There are other things that hiking can offer you that most activities can't. Each time I go on a hike I experience a unique perspective. When you're at the summit or at a lookout, you see things from a perspective that you likely haven't before. Sometimes you can see places you've been that you've never seen from above, buildings that seemed huge now seem miniscule. But most importantly, being at the top always makes me realize how tiny I am. It makes me realize how beautiful and vast the world is, and how I'm but a tiny speck. Another benefit is that it simply builds your confidence. If you set out to reach the summit of a particular hike and you get to the top, it's one of the most rewarding feelings. You accomplished what you set out to do and you get  to drop your pack, take a seat, and soak in an incredible view in the company of your friends, or what's even better sometimes, soak it in by yourself.

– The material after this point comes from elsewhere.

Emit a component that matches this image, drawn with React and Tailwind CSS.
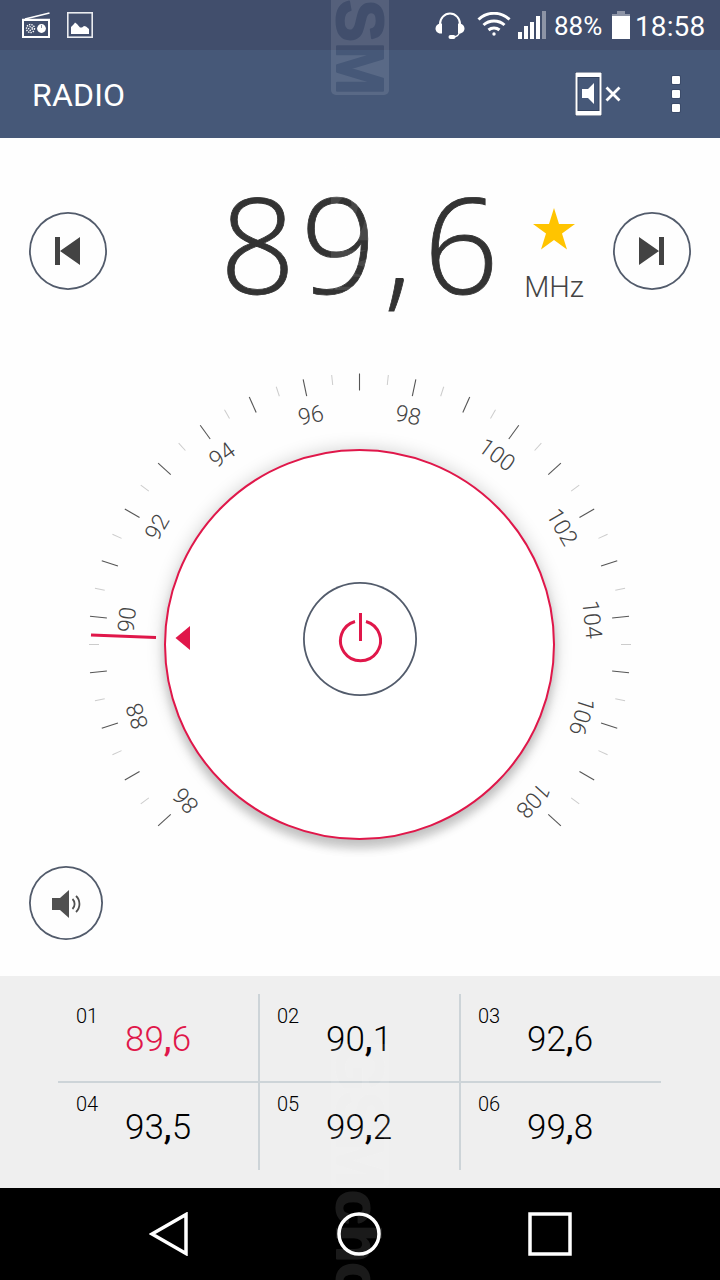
const presets = [
  { id: "01", freq: "89,6", active: true },
  { id: "02", freq: "90,1" },
  { id: "03", freq: "92,6" },
  { id: "04", freq: "93,5" },
  { id: "05", freq: "99,2" },
  { id: "06", freq: "99,8" },
];

// 86 - 108 MHz, 12 degrees per MHz, 97 MHz on top
const majorTicks = Array.from({ length: 23 }, (_, i) => -132 + i * 12);
const minorTicks = Array.from({ length: 22 }, (_, i) => -126 + i * 12);
const labels = [86, 88, 90, 92, 94, 96, 98, 100, 102, 104, 106, 108];

function StatusBar() {
  return (
    <div className="flex h-[50px] items-center bg-[#414e6c] pl-[22px] pr-[14px] text-white">
      <svg className="mt-[2px]" width="28" height="28" viewBox="0 0 28 28" fill="none">
        <path d="M3 7L27.500 1" stroke="#fff" strokeWidth="1.600" />
        <rect x="1" y="8" width="26" height="17" stroke="#fff" strokeWidth="2" />
        <path d="M0 7.500h28" stroke="#fff" strokeWidth="1.500" />
        <circle cx="8.500" cy="16.500" r="4" stroke="#fff" strokeWidth="1.400" strokeDasharray="1.4 1" />
        <circle cx="8.500" cy="16.500" r="1.800" stroke="#fff" strokeWidth="1.400" strokeDasharray="1.2 1" />
        <circle cx="19.500" cy="16.500" r="4.400" fill="#fff" />
        <path d="M19.500 13v3" stroke="#8f97aa" strokeWidth="1" />
      </svg>
      <svg className="ml-[17px]" width="26" height="26" viewBox="0 0 26 26" fill="none">
        <rect x=".8" y=".8" width="24.400" height="24.400" stroke="#e9ebef" strokeWidth="1.600" />
        <path d="M4 22v-7l3-3 1-1.500 2 1.500 3 3.500h2l2-1.500 2 .5 3 2.500v5z" fill="#fff" />
      </svg>
      <svg className="ml-auto mt-[2px]" width="30" height="28" viewBox="0 0 30 28" fill="none">
        <path d="M5 14V12a10 10.500 0 0 1 20 0v2" stroke="#fff" strokeWidth="2" />
        <path d="M7 11.500v10H5.500C2.500 21.500.5 19 .5 16.500s2-4.500 4-5zM23 11.500v10h1.500c3 0 5-2.500 5-5s-2-4.500-4-5z" fill="#fff" />
        <path d="M24.500 20c-.5 3-3 5-7 5" stroke="#fff" strokeWidth="1.500" />
        <rect x="13.500" y="23" width="7" height="4" rx="2" fill="#fff" />
      </svg>
      <svg className="ml-[12px] mt-[-2px]" width="34" height="24" viewBox="0 0 34 24" fill="none" stroke="#fff">
        <path d="M1.500 7.500a22.500 22.500 0 0 1 31 0" strokeWidth="3" />
        <path d="M6.500 13a15.500 15.500 0 0 1 21 0" strokeWidth="3" />
        <path d="M11.500 18a8.500 8.500 0 0 1 11 0" strokeWidth="3" />
        <circle cx="17" cy="22" r="1.700" fill="#fff" stroke="none" />
      </svg>
      <svg className="ml-[7px]" width="28" height="28" viewBox="0 0 28 28" fill="#fff">
        <rect x="0" y="21" width="4" height="7" />
        <rect x="6" y="15" width="4" height="13" />
        <rect x="12" y="11" width="4" height="17" />
        <rect x="18" y="5" width="4" height="23" />
        <rect x="24" y="0" width="4" height="28" opacity=".4" />
      </svg>
      <span className="ml-[8px] mt-[2px] w-[50px] text-[26px] leading-[50px]">88%</span>
      <svg className="ml-[8px]" width="18" height="28" viewBox="0 0 18 28">
        <path d="M5 0h8v3h5v2H0V3h5z" fill="#8d94a6" />
        <rect y="5" width="18" height="23" fill="#fff" />
      </svg>
      <span className="ml-[5px] mt-[3px] w-[71px] text-[28px] leading-[50px] tracking-[0.1px]">18:58</span>
    </div>
  );
}

function AppBar() {
  return (
    <div className="flex h-[88px] items-center bg-[#465878] pl-[32px] pr-[40px] text-white">
      <h1 className="mt-px text-[32px] tracking-[0.2px]">RADIO</h1>
      <svg className="ml-auto" width="48" height="44" viewBox="0 0 48 44">
        <rect x="0" y="0" width="27" height="44" fill="#34435f" />
        <rect x=".5" y=".5" width="26" height="43" rx="1" fill="#fff" />
        <rect x="2.500" y="5" width="22" height="34" fill="#34435f" />
        <rect x="3.500" y="6" width="20" height="32" fill="#465878" />
        <path d="M7 17h6l6-6v21l-6-6H7z" fill="#fff" />
        <path d="M31.500 15.500l13 13M44.500 15.500l-13 13" stroke="#fff" strokeWidth="2.800" />
      </svg>
      <div className="ml-[49px] flex flex-col gap-[6px]">
        <span className="h-2 w-2 rounded-[1px] bg-white ring-1 ring-[#34435f]/60" />
        <span className="h-2 w-2 rounded-[1px] bg-white ring-1 ring-[#34435f]/60" />
        <span className="h-2 w-2 rounded-[1px] bg-white ring-1 ring-[#34435f]/60" />
      </div>
    </div>
  );
}

function RoundButton({ className, children }) {
  return (
    <button className={`flex shrink-0 items-center justify-center rounded-full shadow-[inset_0_0_0_1.8px_#525b6b] ${className}`}>
      {children}
    </button>
  );
}

function Frequency() {
  return (
    <div className="flex h-[226px] items-center px-[29px]">
      <RoundButton className="h-[78px] w-[78px]">
        <svg width="26" height="28" viewBox="0 0 26 28" fill="#434343">
          <path d="M0 0h5v28H0zM5 14L25 0v28z" />
        </svg>
      </RoundButton>
      <div className="ml-[113px] h-[226px] w-[289px] whitespace-nowrap font-['Open_Sans'] text-[132px] font-light leading-[210px] tracking-[5.500px] text-[#333] [-webkit-text-stroke:0.8px_#333]">
        89<span className="ml-[2px] mr-[6px]">,</span>6
      </div>
      <div className="ml-[13px] flex w-[64px] flex-col items-center pt-[14px]">
        <svg width="42" height="42" viewBox="0 0 42 42" fill="#ffc400">
          <path d="M21 0l5 16h16L29 25.500l5 16L21 32 8 41.500l5-16L0 16h16z" />
        </svg>
        <span className="mt-[16px] text-[29px] font-light leading-[42px] text-[#444]">MHz</span>
      </div>
      <RoundButton className="ml-auto h-[78px] w-[78px]">
        <svg width="26" height="28" viewBox="0 0 26 28" fill="#434343">
          <path d="M20 0h5v28h-5zM20 14L0 0v28z" />
        </svg>
      </RoundButton>
    </div>
  );
}

function Dial() {
  return (
    <div className="grid h-[496px] place-items-center">
      <svg className="col-start-1 row-start-1" width="720" height="496" viewBox="0 364 720 496">
        {majorTicks.map((a) => (
          <path key={a} d="M359.500 373.500v17" stroke="#555" strokeWidth="1.100" transform={`rotate(${a} 359.500 644.500)`} />
        ))}
        {minorTicks.map((a) => (
          <path key={a} d="M360 373.500v10" stroke="#ccc" strokeWidth="1" transform={`rotate(${a} 360 644.500)`} />
        ))}
        {labels.map((n) => (
          <text
            key={n}
            x="359.500"
            y="418"
            textAnchor="middle"
            fill="#444"
            className="text-[23px] font-light"
            transform={`rotate(${(n - 97) * 12} 359.500 644)`}
          >
            {n}
          </text>
        ))}
        <path d="M91 635l65 2.500" stroke="#e0174a" strokeWidth="3" />
      </svg>
      <div className="z-10 col-start-1 row-start-1 mr-px mt-[64px] flex h-[391px] w-[391px] items-center rounded-full border-2 border-[#e0174a] bg-white shadow-[0_0_18px_rgba(0,0,0,0.180),0_9px_8px_rgba(0,0,0,0.160)]">
        <svg className="ml-[9px] mt-[-13px]" width="15" height="24" viewBox="0 0 15 24" fill="#e0174a">
          <path d="M.5 12L15 0v24z" />
        </svg>
        <RoundButton className="ml-[113px] mt-[-11px] h-[114px] w-[114px]">
          <svg className="mb-[2px]" width="44" height="50" viewBox="0 0 44 50" fill="none" stroke="#e0174a" strokeWidth="3">
            <path d="M22.500 0v28" />
            <path d="M17 8.500a20 20 0 1 0 11 0" />
          </svg>
        </RoundButton>
      </div>
    </div>
  );
}

function Presets() {
  return (
    <div className="h-[212px] bg-[#efefef] pl-[58px] pr-[59px] pt-[18px]">
      <div className="grid grid-cols-[202px_201px_200px] grid-rows-[89px_87px]">
        {presets.map((p, i) => (
          <button
            key={p.id}
            className={`flex items-start border-[#cdd4d8] text-left ${i < 3 ? "border-b-2 pt-[10px]" : "pt-[9px]"} ${i % 3 < 2 ? "border-r-2" : ""} ${i % 3 > 0 ? "pl-[17px]" : "pl-[18px]"}`}
          >
            <span className="w-[49px] text-[20px] font-light leading-[24px] text-black">{p.id}</span>
            <span className={`mt-[15px] whitespace-nowrap text-[35px] font-light leading-[42px] ${p.active ? "text-[#e0174a]" : "text-black"}`}>
              {p.freq.split(",")[0]}
              <span className="font-medium">,</span>
              {p.freq.split(",")[1]}
            </span>
          </button>
        ))}
      </div>
    </div>
  );
}

function NavBar() {
  return (
    <div className="flex h-[92px] items-center bg-black pl-[149px]">
      <svg width="40" height="44" viewBox="0 0 40 44" fill="none" stroke="#fff" strokeWidth="3.500">
        <path d="M3 22L37 2.500v39z" />
      </svg>
      <svg className="ml-[148px]" width="44" height="44" viewBox="0 0 44 44" fill="none" stroke="#fff" strokeWidth="3.500">
        <circle cx="22" cy="22" r="20" />
      </svg>
      <svg className="ml-[147px]" width="44" height="44" viewBox="0 0 44 44" fill="none" stroke="#fff" strokeWidth="3.500">
        <rect x="2" y="2" width="40" height="40" />
      </svg>
    </div>
  );
}

function Watermark() {
  return (
    <svg className="pointer-events-none absolute left-0 top-0 z-20" width="720" height="1280" viewBox="0 0 720 1280" fontFamily="Liberation Sans" fontWeight="700">
      <mask id="gsm" maskUnits="userSpaceOnUse" x="331" y="-48" width="58" height="143">
        <rect x="331" y="-48" width="58" height="143" rx="5" fill="#fff" />
        <text transform="translate(337 -50) rotate(90)" fontSize="67" textLength="145" lengthAdjust="spacingAndGlyphs" fill="#000" stroke="#000" strokeWidth="2" strokeLinejoin="round">GSM</text>
      </mask>
      {[0, 195, 1092].map((y) => (
        <g key={y} transform={`translate(0 ${y})`}>
          <rect x="331" y="-48" width="58" height="143" fill="#fff" opacity=".1" mask="url(#gsm)" />
        </g>
      ))}
      <g opacity=".1">
        <text transform="translate(337 1190) rotate(90)" fontSize="62" fill="#fff" stroke="#fff" strokeWidth="2" strokeLinejoin="round">cho</text>
      </g>
    </svg>
  );
}

export default function App() {
  return (
    <div className="relative h-[1280px] w-[720px] overflow-hidden bg-[#fefefe] font-['Roboto']">
      <StatusBar />
      <AppBar />
      <Frequency />
      <Dial />
      <div className="flex h-[116px] items-start pl-[29px] pt-[6px]">
        <RoundButton className="h-[74px] w-[74px]">
          <svg className="mt-px" width="29" height="28" viewBox="0 0 29 28">
            <path d="M0 8h8l9-8v28l-9-8H0z" fill="#505050" />
            <path d="M20.500 9a7 7 0 0 1 0 10M24 6a11 11 0 0 1 0 16" fill="none" stroke="#505050" strokeWidth="1.800" />
          </svg>
        </RoundButton>
      </div>
      <Presets />
      <NavBar />
      <Watermark />
    </div>
  );
}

I've been hiking since I was a little girl but I just recently started taking pictures of my hikes in September of 2013. The first hike I ever decided to photograph was the hike featured in these photos, the Excelsior Peak hike on September 18th...which ended up being one of the more difficult hikes I've ever been on. We started our hike from North Fork Nooksack Valley instead of Damfino Lakes Trail and because of that decision, our hike had an elevation gain of 4,000 vertical feet instead of the Damfino option of 1,500 feet. It was an extremely tough hike but well worth it when we got to the top and the forest opened up into beautiful meadows. I wish it would have been a clearer day, but it was still stunning.